There are still voices saying that lip-synching is okay: Some performers need to dance, which affects their voices. So lip-synching helps them give audiences the best visual experience.

Cui disagrees.

"If you do not have enough physical capability to dance and sing at the same time, then don't be a performer. There are many talented people in China. Leave the spot for others."

Cui says that live performing should never feature lip-synching.
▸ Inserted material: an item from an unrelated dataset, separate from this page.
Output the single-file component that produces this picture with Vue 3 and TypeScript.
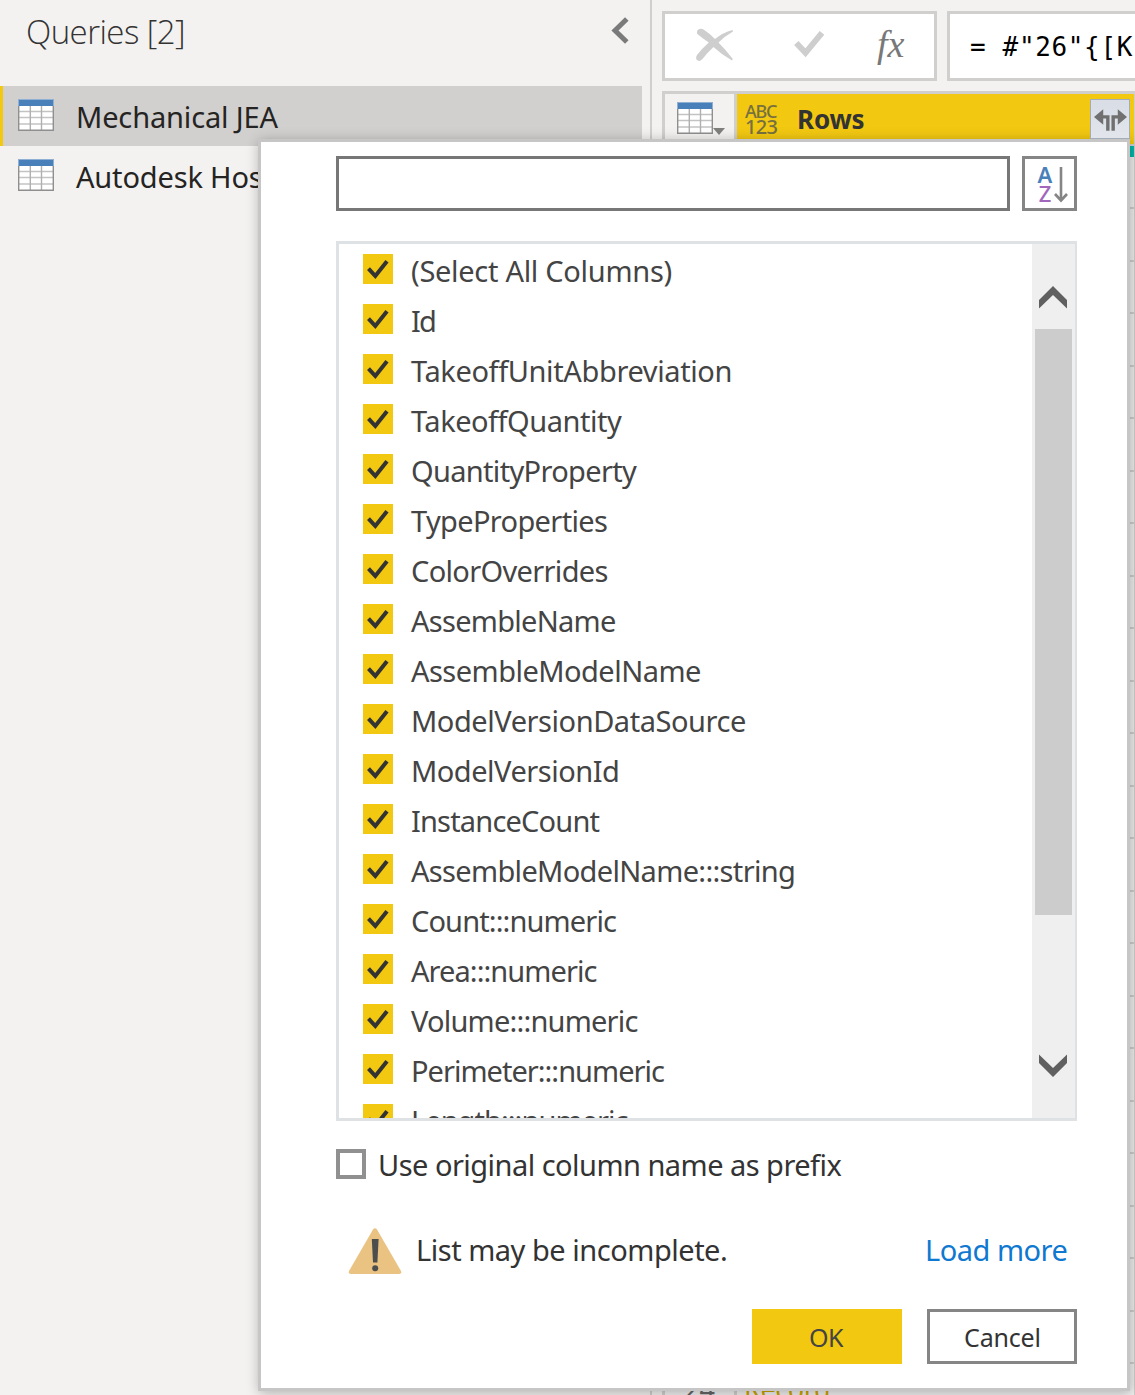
<script setup lang="ts">
import { ref } from 'vue'

interface Column { name: string; width: number }

// Each width is the drawn extent of the label, from its origin to its last glyph edge.
const columns: Column[] = [
  { name: '(Select All Columns)', width: 260.5 },
  { name: 'Id', width: 24 },
  { name: 'TakeoffUnitAbbreviation', width: 319.5 },
  { name: 'TakeoffQuantity', width: 211 },
  { name: 'QuantityProperty', width: 226 },
  { name: 'TypeProperties', width: 196 },
  { name: 'ColorOverrides', width: 196.5 },
  { name: 'AssembleName', width: 204 },
  { name: 'AssembleModelName', width: 289 },
  { name: 'ModelVersionDataSource', width: 334 },
  { name: 'ModelVersionId', width: 207 },
  { name: 'InstanceCount', width: 188.5 },
  { name: 'AssembleModelName:::string', width: 383 },
  { name: 'Count:::numeric', width: 205 },
  { name: 'Area:::numeric', width: 185.5 },
  { name: 'Volume:::numeric', width: 226.5 },
  { name: 'Perimeter:::numeric', width: 253 },
  { name: 'Length:::numeric', width: 216.5 },
]
const queries = [
  { name: 'Mechanical JEA', width: 202.5, active: true },
  { name: 'Autodesk Hosted', width: 229, active: false },
]
const rows = Array.from({ length: 24 }, (_, i) => ({ id: i + 1, shown: i === 23 }))
const search = ref('')

// Adjusts tracking so that a label occupies the given width.
const vFit = {
  mounted(el: HTMLElement, binding: { value: number }) {
    const text = (el.textContent ?? '').trim()
    const ctx = document.createElement('canvas').getContext('2d')
    if (!ctx || text.length < 2) return
    const s = getComputedStyle(el)
    ctx.font = `${s.fontWeight} ${s.fontSize} ${s.fontFamily}`
    const right = ctx.measureText(text).actualBoundingBoxRight
    el.style.letterSpacing = `${(binding.value - right) / (text.length - 1)}px`
  },
}
</script>

<template>
  <div class="app">
    <svg width="0" height="0" class="defs">
      <symbol id="table-icon" viewBox="0 0 36 32">
        <rect x=".5" y=".5" width="35" height="31" fill="#fff" />
        <path d="M1 12.5H35M1 18.5H35M1 25H35" stroke="#c3c3c3" stroke-width="1.4" />
        <path d="M12.3 7V31M23.5 7V31" stroke="#b0b0b0" stroke-width="1.4" />
        <path d="M.7 6V31.2H35.3V6" fill="none" stroke="#8f8f8f" stroke-width="1.4" />
        <rect width="36" height="7" fill="#4a80ba" />
        <path d="M0 .5H36M.5 0V7M35.5 0V7" stroke="#8fb0d3" />
      </symbol>
    </svg>

    <aside class="sidebar">
      <header class="side-head">
        <h1><span v-fit="157">Queries [2]</span></h1>
        <svg class="collapse" width="18" height="27" viewBox="0 0 18 27"><path d="M15.8 2 4 13.5 15.8 25" fill="none" stroke="#7a7a7a" stroke-width="5" /></svg>
      </header>
      <div v-for="q in queries" :key="q.name" class="query" :class="{ active: q.active }">
        <svg width="36" height="32"><use href="#table-icon" /></svg>
        <span v-fit="q.width">{{ q.name }}</span>
      </div>
    </aside>

    <main class="main">
      <div class="formula-row">
        <div class="tools">
          <svg class="x" width="38" height="34" viewBox="0 0 38 34"><path d="M1.4 6C-.5 2 4-.8 7.600 1.500Q13 5 19 11Q27 4.500 36.500 2L37 3.500Q29 8 22.500 14.500Q30 22 36.800 31L36 32.500Q26 27 17.500 19Q11 25 6.500 31Q3 34.500.5 31.500Q-.5 29.500 1 27Q6 20.500 12.800 14.500Q6 10 1.400 6Z" fill="#cecece" /></svg>
          <svg class="tick" width="30" height="28" viewBox="0 0 30 28"><path d="M2.300 13 11.500 22.800 28 2.800" fill="none" stroke="#cecece" stroke-width="6" /></svg>
          <span class="fx">fx</span>
        </div>
        <div class="formula">= #"26"{[K</div>
      </div>
      <div class="grid">
        <div class="grid-head">
          <div class="corner">
            <svg width="36" height="32"><use href="#table-icon" /></svg>
            <svg class="caret" width="12" height="7" viewBox="0 0 12 7"><path d="M0 0H12L6 7Z" fill="#7f7f7b" /></svg>
          </div>
          <div class="col-head">
            <span class="type"><span v-fit="32">ABC</span><span v-fit="32.5">123</span></span>
            <b><span v-fit="66.5">Rows</span></b>
          </div>
        </div>
        <div class="progress"></div>
        <div v-for="r in rows" :key="r.id" class="row">
          <span class="num"><template v-if="r.shown">{{ r.id }}</template></span>
          <span class="rec"><span v-if="r.shown" v-fit="85">Record</span></span>
        </div>
      </div>
    </main>

    <section class="dialog">
      <div class="search-row">
        <input v-model="search" type="text" />
        <button class="sort">
          <span class="az"><span class="a">A</span><span class="z">Z</span></span>
          <svg width="14" height="36" viewBox="0 0 14 36"><path d="M7 0V33M1 27 7 33.500 13 27" fill="none" stroke="#858585" stroke-width="2.600" /></svg>
        </button>
      </div>
      <div class="list">
        <div class="items">
          <label v-for="c in columns" :key="c.name" class="item">
            <svg width="30" height="30" viewBox="0 0 30 30"><rect width="30" height="30" fill="#f2c811" /><path d="M5.500 14.700 12.300 22 24 7.200" fill="none" stroke="#333" stroke-width="4" /></svg>
            <span v-fit="c.width">{{ c.name }}</span>
          </label>
        </div>
        <div class="scroll">
          <svg class="up" width="28" height="23" viewBox="0 0 28 23"><path d="M0 14 14 0 28 14V22.500L14 9 0 22.500Z" fill="#606060" /></svg>
          <div class="thumb"></div>
          <svg class="down" width="28" height="23" viewBox="0 0 28 23"><path d="M0 9 14 23 28 9V.5L14 14 0 .5Z" fill="#606060" /></svg>
        </div>
      </div>
      <label class="prefix"><span class="box"></span><span v-fit="463.5">Use original column name as prefix</span></label>
      <div class="notice">
        <svg width="54" height="48" viewBox="0 0 54 48"><path d="M25 2.500Q27 0 29 2.500L53 44Q54 47 51 47H3Q0 47 1 44Z" fill="#eac282" /><path d="M23.800 12H30.600L29.400 35.500H25Z" fill="#4d4d4d" /><circle cx="27.200" cy="41.200" r="3" fill="#4d4d4d" /></svg>
        <span class="msg"><span v-fit="310">List may be incomplete.</span></span>
        <a><span v-fit="141.5">Load more</span></a>
      </div>
      <footer>
        <button class="ok"><span v-fit="35">OK</span></button>
        <button class="cancel"><span v-fit="75.5">Cancel</span></button>
      </footer>
    </section>

    <div class="expand">
      <svg width="33" height="22" viewBox="0 0 34 22"><path d="M0 8 9.500 0V6.200H16V22H12.500V9.500H9.500V16Z M34 8 24.500 0V6.200H18V22H21.500V9.500H24.500V16Z" fill="#707070" /></svg>
    </div>
  </div>
</template>

<style>
body { margin: 0; }
</style>

<style scoped>
.app { position: relative; display: flex; width: 1135px; height: 1395px; overflow: hidden; background: #f3f2f0; font: 29px "Noto Sans", "Open Sans", sans-serif; color: #252423; white-space: nowrap; }
.app * { box-sizing: border-box; }
.defs { position: absolute; }
svg { display: block; flex: none; }
.sidebar { flex: none; width: 652px; border-right: 2px solid #d0cfcd; }
.side-head { display: flex; justify-content: space-between; height: 86px; padding: 0 21px 0 26px; }
h1 { margin: 0; font: 300 33px/64px "Open Sans", "Noto Sans", sans-serif; color: #333; }
.collapse { margin-top: 17px; }
.query { display: flex; align-items: center; width: 642px; height: 60px; padding-left: 18px; line-height: 60px; }
.query svg { margin: -2px 22px 0 0; }
.query > span { padding-top: 2px; }
.query.active { background: #d1d0ce; box-shadow: inset 3px 0 #f2c811; }
.main { flex: none; width: 483px; padding: 11px 0 0 10px; }
.formula-row { display: flex; gap: 10px; height: 80px; }
.tools { display: flex; flex: none; width: 275px; height: 70px; border: 3px solid #d0cfcd; background: #fff; }
.x { margin: 14px 0 0 31px; }
.tick { margin: 16px 0 0 60px; }
.fx { margin: 8px 0 0 53px; font: italic 38px/44px "Liberation Serif", serif; color: #787878; }
.formula { flex: none; width: 188px; height: 70px; padding-left: 20px; border: 3px solid #d0cfcd; border-right: 0; background: #fff; font: 26px/67px "DejaVu Sans Mono", monospace; letter-spacing: .65px; color: #000; }
.grid { width: 475px; border: 3px solid #d0cfcd; border-bottom: 0; }
.grid-head { display: flex; height: 52px; border-bottom: 2px solid #d0cfcd; }
.corner { display: flex; flex: none; width: 72px; padding: 8px 0 0 12px; border-right: 3px solid #d0cfcd; }
.caret { margin: 26px 0 0 0; }
.col-head { display: flex; width: 397px; background: #f2c811; }
.type { width: 60px; padding: 9px 0 0 8px; font-size: 18px; line-height: 16px; color: #77703f; font-weight: 500; }
.type > span { display: block; }
.type > span + span { font-size: 20px; line-height: 15px; }
.col-head b { font-size: 26px; line-height: 51px; color: #333; }
.progress { height: 10.5px; background: #01b8aa; }
.row { display: flex; height: 52.5px; border-bottom: 2.5px solid #d0cfcd; background: #f0f0f0; font-size: 27px; line-height: 50px; }
.num { width: 72px; padding-right: 19px; border-right: 3px solid #d0cfcd; text-align: right; color: #666; }
.rec { padding-left: 7px; color: #cca300; }
.dialog { position: absolute; left: 258px; top: 139px; width: 872px; height: 1252px; padding: 14px 50px 0 75px; border: 3px solid #c6c6c6; background: #fff; box-shadow: 1px 2px 12px rgba(0, 0, 0, .28); color: #333; }
.search-row { display: flex; justify-content: space-between; }
input { width: 674px; height: 55px; margin: 0; border: 3px solid #777; outline: 0; background: #fff; }
button { display: flex; padding: 0; border: 0; font: 25px "Noto Sans", sans-serif; color: #333; }
.sort { width: 55px; height: 55px; border: 3px solid #858585; background: #fff; }
.az { width: 18px; margin: 6px 0 0 11px; font-size: 22px; line-height: 19px; font-weight: 600; }
.az span { display: block; text-align: center; }
.a { color: #4a80ba; }
.z { color: #a067bb; font-weight: 500; }
.sort svg { margin: 8px 0 0 0; }
.list { display: flex; justify-content: space-between; width: 741px; height: 880px; margin-top: 30px; border: 3px solid #dfe2e5; border-right-width: 2px; overflow: hidden; }
.items { padding-left: 24px; color: #444; }
.item { display: flex; align-items: center; height: 50px; line-height: 50px; }
.item span { margin-left: 18px; padding-top: 3px; }
.scroll { display: flex; flex-direction: column; align-items: center; width: 43px; height: 875px; padding-top: 42px; background: #efefef; }
.scroll svg { margin-right: 1px; }
.thumb { width: 37px; height: 586px; margin: 20px 0 139px; background: #ccc; }
.prefix { display: flex; height: 30px; margin-top: 28px; line-height: 32px; }
.box { width: 30px; height: 30px; margin-right: 12px; border: 4px solid #909090; }
.notice { display: flex; height: 48px; margin: 48px 0 0 12px; line-height: 46px; }
.msg { flex: none; width: 523px; padding-left: 14px; }
.notice a { color: #0f78d0; }
footer { display: flex; justify-content: space-between; width: 325px; margin: 34px 0 0 416px; }
footer button { width: 150px; height: 55px; line-height: 57px; }
.ok { padding-left: 57px; background: #f2c811; color: #444; }
.cancel { padding-left: 34px; border: 3px solid #858585; background: #fff; line-height: 51px; }
.expand { position: absolute; left: 1090px; top: 99px; width: 40px; height: 40px; padding: 9px 0 0 3px; border: 1px solid #a3adb9; background: linear-gradient(#d8dde6, #e2e5eb); }
</style>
But in China, high-ticket prices and limited numbers of performance venues mean little public access to live performances.

So most audiences must turn to TV.

But television has yet to make real singing a standard practice.

A vocal stance against lip-synching singers

Mei Yan, managing director of MTV Networks China and chief representative of Viacom Asia in China, says her foreign friends often complain that "everything is fake in China", including singing.

Mei says she is trying to change this impression by joining the fight against lip-synching.

When she approached Cui with the idea of launching a program where singers actually sing, Cui couldn't have agreed more.

"Real things are powerful, and there is true quality in rock 'n' roll," Cui says.

Cui admits that he began his music career by imitating Western elements.

"We had our own feelings that couldn't be expressed, so we started to make our own music," he says.

Cui believes music can deliver a great deal of information - especially rock 'n' roll.

"It can be serious and significant; it's modern and fashionable," he says.

"You can feel freedom, sexiness and other things. The most important part is you can find yourself in it.

"Rock 'n' roll gives me confidence. That's real."

Cui established his prominence with the signature song I Have Nothing (Yiwu Suoyou) in 1986. But he no longer has personal feelings about the song.

"So many other people have put their own feelings into it," he says.

He likes his latest song Blue Bones (Lansede Gutou), in which he imagines himself as an eager young student.